Take the Edge Off your Energy Bills with a Hybrid Heat Pump Water Heater
Your home's most forgettable appliance could be wasting hundreds of dollars per year.
You probably don’t spend much time thinking about your water heater. And why would you? Maybe you cursed it that time you tried to do a load of laundry and draw a bath simultaneously, but by and large, water heaters lead quiet lives, tucked away in utility closets, basements, or garages.
But even though your water heater is out of sight, it’s still doing a number on your electric bill.
In fact, the water heater is the second-largest energy user in most homes, just behind heating and cooling, accounting for nearly 20 percent of the average home’s energy use. For comparison, that’s more energy than your refrigerator, dishwasher, and clothes washer and dryer combined.
So what’s an energy-savvy homeowner to do?
Turns out, it’s nothing heat pump technology can’t fix.
MEET YOUR HOME'S NEW ENERGY-SAVING MVP
In case you’re not familiar with heat pump water heaters (HPWHs), basically they work like a refrigerator in reverse. Instead of pulling heat from surrounding air to keep food cold, a HPWH pulls heat into a tank to heat water. The result is an electric water heater that uses just one third the electricity of a standard electric model. They also have a longer warranty period: typically ten years, versus six years for a standard electric model.
According to EPA estimates, a family of four will save up to $330 every year by switching to an HPWH. Although HPWHs cost a little more up front than a traditional electric model, the ongoing savings means your HPWH will pay for itself within three years. And with a little help from rebates and special pricing offered by many electric utilities, chances are you can cut that payback time down to two years or less.
WHAT ABOUT INSTALLATION?
The easiest way to upgrade to an HPWH is to hire a professional installer. More DIY-inclined homeowners can install an HPWH without professional help, but there’s no shame in admitting you’d rather not lug a 175-pound appliance into one of the darkest corners of your home and hook it up.
If you are up for the challenge of a DIY install, there are a few things to keep in mind when it comes to HPWH installation.
HPWHs need room to breathe – Most manufacturers recommend 100 square feet or so. You’ll also need 220W power, which isn’t a problem if you’re just replacing an existing electric water heater. If you’re installing in a new location, you’ll want to get some help from an electrician.
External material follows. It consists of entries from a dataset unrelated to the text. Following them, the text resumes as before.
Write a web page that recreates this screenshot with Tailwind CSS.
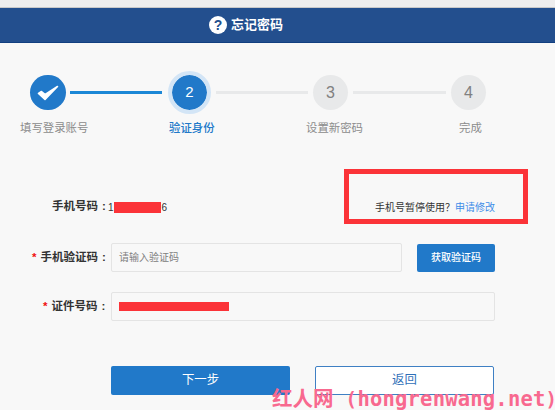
<!DOCTYPE html>
<html lang="zh">
<head>
<meta charset="utf-8">
<script src="https://cdn.jsdelivr.net/npm/@tailwindcss/browser@4"></script>
</head>
<body class="bg-white font-['Liberation_Sans','Noto_Sans_CJK_SC',sans-serif]">
<div class="relative w-[557px] h-[410px] overflow-hidden bg-white">
  <div class="w-[555px] h-[410px] bg-[#f8f8f8]">
    <div class="h-[8px] bg-[#eeeeee] border-b border-[#c9c9c9]"></div>
    <header class="h-[35px] bg-[#234f8e] border-b border-[#123f80] flex items-center pl-[209px] gap-[4px]">
      <span class="w-[18px] h-[18px] rounded-full bg-white text-[#234f8e] text-[14px] font-bold leading-[18px] text-center">?</span>
      <span class="text-white text-[13px] font-bold">忘记密码</span>
    </header>

    <div class="flex items-center pl-[30px] pt-[32px] h-[67px]">
      <div class="w-[36px] h-[35px] rounded-full bg-[#2179c9] flex items-center justify-center">
        <svg width="24" height="20" viewBox="0 0 24 20"><path d="M2.5 10.5 L9 16.5 L21.5 3.5 L9.2 11.5 L5.5 8.5 Z" fill="#fff" stroke="#fff" stroke-width="1.6" stroke-linejoin="round"/></svg>
      </div>
      <div class="ml-[4px] w-[92px] h-[3px] bg-[#1b87d6]"></div>
      <div class="ml-[6px] w-[43px] h-[43px] shrink-0 rounded-full border-[4px] border-[#d3e5f6] bg-[#2179c9] bg-clip-padding text-white text-[15px] flex items-center justify-center">2</div>
      <div class="ml-[5px] w-[92px] h-[3px] bg-[#e8e9ea]"></div>
      <div class="ml-[5px] w-[35px] h-[35px] rounded-full bg-[#e8e9ea] text-[#808080] text-[16px] flex items-center justify-center">3</div>
      <div class="ml-[5px] w-[93px] h-[3px] bg-[#e8e9ea]"></div>
      <div class="ml-[5px] w-[35px] h-[35px] rounded-full bg-[#e8e9ea] text-[#808080] text-[16px] flex items-center justify-center">4</div>
    </div>

    <div class="flex pl-[20px] pt-[10px] text-[11.4px] leading-[16px] text-[#8c8c8c]">
      <span class="w-[149px]">填写登录账号</span>
      <span class="w-[137px] text-[#2179c9] font-medium">验证身份</span>
      <span class="w-[153px]">设置新密码</span>
      <span>完成</span>
    </div>

    <div class="flex items-center h-[16px] mt-[63px] text-[11.5px] text-[#333333]">
      <span class="w-[108px] pl-[52px] font-bold whitespace-nowrap">手机号码<span class="ml-[4px]">:</span></span>
      <span class="text-[10px] w-[5.5px]">1</span>
      <span class="w-[47px] h-[11px] bg-[#fb3338]"></span>
      <span class="text-[10px] ml-[1px]">6</span>
      <span class="ml-[208px] text-[10px] whitespace-nowrap">手机号暂停使用？<span class="text-[#3f8de8]">申请修改</span></span>
    </div>

    <div class="flex items-center h-[29px] mt-[28px]">
      <span class="w-[105px] pl-[32px] font-bold text-[11.5px] text-[#333333] whitespace-nowrap"><span class="text-[#f01010] mr-[4px]">*</span>手机验证码<span class="ml-[4px]">:</span></span>
      <div class="ml-[6px] w-[291px] h-[29px] border border-[#e4e4e4] rounded-[2px] flex items-center pl-[7px] text-[10px] text-[#808080]">请输入验证码</div>
      <button class="ml-[15px] w-[78px] h-[28px] rounded-[2px] bg-[#2179c9] text-white text-[10px] font-medium">获取验证码</button>
    </div>

    <div class="flex items-center h-[29px] mt-[20px]">
      <span class="w-[105px] pl-[43px] font-bold text-[11.5px] text-[#333333] whitespace-nowrap"><span class="text-[#f01010] mr-[4px]">*</span>证件号码<span class="ml-[4px]">:</span></span>
      <div class="ml-[6px] w-[384px] h-[29px] border border-[#e4e4e4] rounded-[2px] flex items-center pl-[7px]">
        <span class="w-[110px] h-[9px] bg-[#fb3338]"></span>
      </div>
    </div>

    <div class="flex pl-[111px] mt-[45px] gap-[25px]">
      <button class="w-[179px] h-[29px] rounded-[2px] bg-[#2179c9] text-white text-[12.4px]">下一步</button>
      <button class="w-[179px] h-[29px] rounded-[2px] border border-[#3f80c4] bg-white text-[#2f6fb8] text-[12.4px]">返回</button>
    </div>
  </div>

  <div class="absolute left-[344px] top-[169px] w-[184px] h-[55px] border-[5px] border-[#fb3338]"></div>
  <div class="absolute left-[272px] top-[388px] flex w-[285px] h-[22px] text-[20.5px] leading-[22px] font-bold text-[#f8698f] whitespace-nowrap font-['DejaVu_Sans_Mono','Noto_Sans_CJK_SC',monospace]">
    <span>红人网</span>
    <span class="w-[24px] pl-[12px] text-[19px]">(</span>
    <span class="tracking-[0.2px]">hongrenwang.net</span>
    <span class="text-[19px]">)</span>
  </div>
</div>
</body>
</html>
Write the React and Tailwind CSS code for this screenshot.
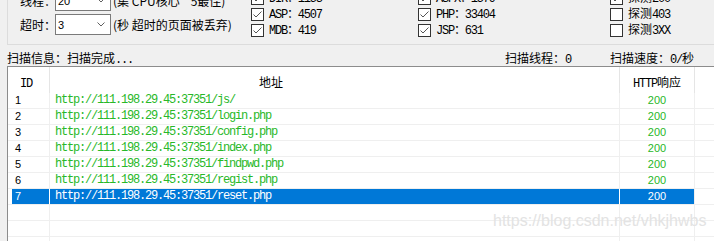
import React from "react";

const MONO = "font-['Liberation_Mono','Noto_Sans_CJK_SC',monospace] tracking-[-1.2px]";
const SANS = "font-['Liberation_Sans',sans-serif] text-[11px]";

function Chevron() {
  return (
    <svg width="8" height="5" viewBox="0 0 8 5" className="ml-auto mr-[5px]">
      <polyline points="0.5,0.5 4,4 7.5,0.5" fill="none" stroke="#606060" strokeWidth="1" />
    </svg>
  );
}

function SelRow({ label, value, note }) {
  return (
    <div className="h-[21px] flex items-center pl-[12px] leading-[16px]">
      <div className="w-[35px] shrink-0 whitespace-nowrap">{label}</div>
      <div className="w-[56px] h-[21px] shrink-0 border border-[#7a7a7a] bg-white flex items-center pl-[2px]">
        <span className={SANS}>{value}</span>
        <Chevron />
      </div>
      <div className="ml-[2px] whitespace-nowrap">{note}</div>
    </div>
  );
}

function Check({ children, checked = true }) {
  return (
    <div className="h-[16px] flex items-center whitespace-nowrap leading-[16px]">
      <div className="w-[13px] h-[13px] shrink-0 border border-[#333333] bg-white flex items-center justify-center">
        {checked && (
          <svg width="11" height="11" viewBox="0 0 11 11">
            <polyline points="1.5,5.5 4,8 9.5,2.5" fill="none" stroke="#555555" strokeWidth="1" />
          </svg>
        )}
      </div>
      <div className="ml-[5px]">{children}</div>
    </div>
  );
}

const rows = [
  { id: 1, url: "http://111.198.29.45:37351/js/" },
  { id: 2, url: "http://111.198.29.45:37351/login.php" },
  { id: 3, url: "http://111.198.29.45:37351/config.php" },
  { id: 4, url: "http://111.198.29.45:37351/index.php" },
  { id: 5, url: "http://111.198.29.45:37351/findpwd.php" },
  { id: 6, url: "http://111.198.29.45:37351/regist.php" },
  { id: 7, url: "http://111.198.29.45:37351/reset.php", sel: true },
];

function Row({ id, url, sel }) {
  return (
    <div className="flex h-[16px] border-b border-[#efefef] leading-[15px]">
      <div className={"w-[42px] shrink-0 h-full border-r pl-[4px] " + (sel ? "border-white" : "border-[#efefef]")}>
        <div className={"h-full flex items-center pl-[3px] " + SANS + (sel ? " bg-[#0078d7] text-white" : " text-black")}>
          {id}
        </div>
      </div>
      <div className={"w-[570px] shrink-0 h-full border-r flex items-center pl-[5px] " + (sel ? "border-white bg-[#0078d7] text-white" : "border-[#efefef] text-[#28b828]")}>
        <span className={MONO}>{url}</span>
      </div>
      <div className={"w-[75px] shrink-0 h-full border-r border-[#efefef] flex items-center justify-center " + SANS + (sel ? " bg-[#0078d7] text-white" : " text-[#28b828]")}>
        200
      </div>
      <div className="flex-1" />
    </div>
  );
}

function EmptyRow() {
  return (
    <div className="flex h-[16px] border-b border-[#efefef]">
      <div className="w-[42px] shrink-0 h-full border-r border-[#efefef]" />
      <div className="w-[570px] shrink-0 h-full border-r border-[#efefef]" />
      <div className="w-[75px] shrink-0 h-full border-r border-[#efefef]" />
      <div className="flex-1" />
    </div>
  );
}

export default function App() {
  return (
    <div className="w-[714px] h-[241px] overflow-hidden bg-[#f0f0f0] relative text-[12px] text-black font-['Noto_Sans_CJK_SC',sans-serif]">
      {/* group box */}
      <div className="ml-[7px] h-[45px] border-l border-b border-[#dcdcdc] overflow-hidden">
        <div className="-mt-[10px] flex items-start">
          <div className="w-[243px] shrink-0 flex flex-col gap-[3px]">
            <SelRow label="线程：" value="20" note="(集 CPU核心 * 5最佳)" />
            <SelRow label="超时：" value="3" note="(秒 超时的页面被丢弃)" />
          </div>
          <div className="w-[167px] shrink-0 flex flex-col">
            <Check><span className={MONO}>DIR：1153</span></Check>
            <Check><span className={MONO}>ASP：4507</span></Check>
            <Check><span className={MONO}>MDB：419</span></Check>
          </div>
          <div className="w-[192px] shrink-0 flex flex-col">
            <Check><span className={MONO}>ASPX：1579</span></Check>
            <Check><span className={MONO}>PHP：33404</span></Check>
            <Check><span className={MONO}>JSP：631</span></Check>
          </div>
          <div className="flex-1 flex flex-col">
            <Check>探测<span className={MONO}>200</span></Check>
            <Check checked={false}>探测<span className={MONO}>403</span></Check>
            <Check checked={false}>探测<span className={MONO}>3XX</span></Check>
          </div>
        </div>
      </div>

      {/* status line */}
      <div className="h-[21px] pl-[7px] pt-[5px] flex leading-[16px] whitespace-nowrap">
        <div className="w-[498px] shrink-0">扫描信息：扫描完成<span className={MONO}>...</span></div>
        <div className="w-[105px] shrink-0">扫描线程：<span className={MONO}>0</span></div>
        <div>扫描速度：<span className={MONO}>0/</span>秒</div>
      </div>

      {/* list */}
      <div className="ml-[7px] h-[175px] border-l border-t border-[#8c8c8c] bg-white">
        <div className="flex h-[26px] leading-[16px]">
          <div className="w-[42px] shrink-0 h-full pt-[7px] pl-[12px] border-r border-[#e5e5e5]">
            <span className={MONO}>ID</span>
          </div>
          <div className="w-[570px] shrink-0 h-full pt-[7px] pl-[209px] border-r border-[#e5e5e5]">地址</div>
          <div className="w-[75px] shrink-0 h-full pt-[7px] text-center border-r border-[#e5e5e5] whitespace-nowrap">
            <span className={MONO}>HTTP</span>响应
          </div>
          <div className="flex-1" />
        </div>
        {rows.map((r) => (
          <Row key={r.id} {...r} />
        ))}
        <EmptyRow />
        <EmptyRow />
        <EmptyRow />
      </div>

      {/* watermark */}
      <div className="absolute left-[493px] top-[212px] text-[16px] leading-[18px] text-[#e3e3e3] font-['Liberation_Sans',sans-serif] whitespace-nowrap">
        https://blog.csdn.net/vhkjhwbs
      </div>
    </div>
  );
}
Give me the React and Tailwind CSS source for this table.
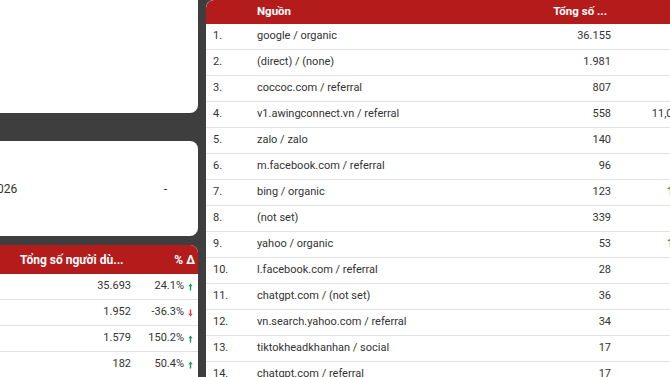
import React from "react";

const rows = [
  ["1.", "google / organic", "36.155", "22.9%", true],
  ["2.", "(direct) / (none)", "1.981", "-8.2%", false],
  ["3.", "coccoc.com / referral", "807", "45.1%", true],
  ["4.", "v1.awingconnect.vn / referral", "558", "11,060.0%", true],
  ["5.", "zalo / zalo", "140", "-6.7%", false],
  ["6.", "m.facebook.com / referral", "96", "77.8%", true],
  ["7.", "bing / organic", "123", "1,025%", true],
  ["8.", "(not set)", "339", "-4.8%", false],
  ["9.", "yahoo / organic", "53", "1,200%", true],
  ["10.", "l.facebook.com / referral", "28", "-9.7%", false],
  ["11.", "chatgpt.com / (not set)", "36", "33.3%", true],
  ["12.", "vn.search.yahoo.com / referral", "34", "-5.6%", false],
  ["13.", "tiktokheadkhanhan / social", "17", "41.7%", true],
  ["14.", "chatgpt.com / referral", "17", "70.0%", true],
];

const leftRows = [
  ["35.693", "24.1%", true],
  ["1.952", "-36.3%", false],
  ["1.579", "150.2%", true],
  ["182", "50.4%", true],
];

function Arrow({ up }) {
  return up ? (
    <svg width="5" height="8" viewBox="0 0 5 8" className="ml-[4px] shrink-0">
      <path d="M2.5 0.5 L4.6 3.2 H3.2 V7.5 H1.8 V3.2 H0.4 Z" fill="#0f9d58" />
    </svg>
  ) : (
    <svg width="5" height="8" viewBox="0 0 5 8" className="ml-[4px] shrink-0">
      <path d="M2.5 7.5 L4.6 4.8 H3.2 V0.5 H1.8 V4.8 H0.4 Z" fill="#e53935" />
    </svg>
  );
}

export default function App() {
  return (
    <div
      className="w-[670px] h-[377px] overflow-hidden bg-[#3e3e3e] flex text-[#333]"
      style={{ fontFamily: "Roboto, 'Liberation Sans', sans-serif" }}
    >
      {/* Left column */}
      <div className="w-[198px] shrink-0 flex flex-col">
        <div className="h-[113px] shrink-0 bg-white rounded-br-[8px]" />
        <div className="mt-[28px] h-[95px] shrink-0 bg-white rounded-r-[8px] flex items-center justify-between pr-[31px] text-[12px] text-[#333]">
          <span className="-ml-[3px]">026</span>
          <span>-</span>
        </div>
        <div className="mt-[9px] flex-1 bg-white rounded-tr-[8px] flex flex-col text-[11px]">
          <div className="h-[29px] bg-[#b41c1c] rounded-tr-[8px] flex items-center text-white font-bold text-[12px] shrink-0">
            <span className="ml-[20px] w-[110px]">Tổng số người dù...</span>
            <span className="ml-auto mr-[3px]">% Δ</span>
          </div>
          {leftRows.map(([v, p, up], i) => (
            <div
              key={i}
              className="h-[26px] shrink-0 flex items-center border-b border-[#e2e2e2] text-[#333]"
            >
              <span className="w-[131px] text-right">{v}</span>
              <span className="ml-auto flex items-center mr-[5px]">
                {p}
                <Arrow up={up} />
              </span>
            </div>
          ))}
        </div>
      </div>

      {/* Right table */}
      <div className="ml-[8px] flex-1 min-w-0 bg-white rounded-tl-[8px] flex flex-col text-[11px] overflow-hidden">
        <div className="h-[24px] shrink-0 bg-[#b41c1c] rounded-tl-[8px] flex items-center text-white font-bold text-[11.5px] whitespace-nowrap">
          <span className="w-[51px] shrink-0" />
          <span className="w-[240px] shrink-0">Nguồn</span>
          <span className="w-[120px] shrink-0 text-right pr-[10px]">Tổng số ...</span>
          <span className="w-[103px] shrink-0" />
        </div>
        {rows.map(([n, s, v, p, up], i) => (
          <div
            key={i}
            className="h-[26px] shrink-0 flex items-center border-b border-[#e2e2e2] whitespace-nowrap"
          >
            <span className="w-[51px] shrink-0 pl-[7px]">{n}</span>
            <span className="w-[240px] shrink-0">{s}</span>
            <span className="w-[120px] shrink-0 text-right pr-[6px]">{v}</span>
            <span className="w-[103px] shrink-0 flex justify-end items-center pr-[9px]">
              {p}
              <Arrow up={up} />
            </span>
          </div>
        ))}
      </div>
    </div>
  );
}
Consider your home climate – HPWHs pull heat from air in the room, which lowers the temperature a bit. Installing your HPWH in a room with other heat sources (like a clothes dryer or furnace) is a great way to offset this effect so you aren’t paying to heat air for your HPWH to cool again.
HPWHs sound a bit like a refrigerator when they run – An HPWH is just like any appliance with a fan, so be a little strategic about where you install. The sound is unlikely to be a big deal if you’re planning to stash it away in a garage or basement, but it’s less than ideal for installation next to a bedroom.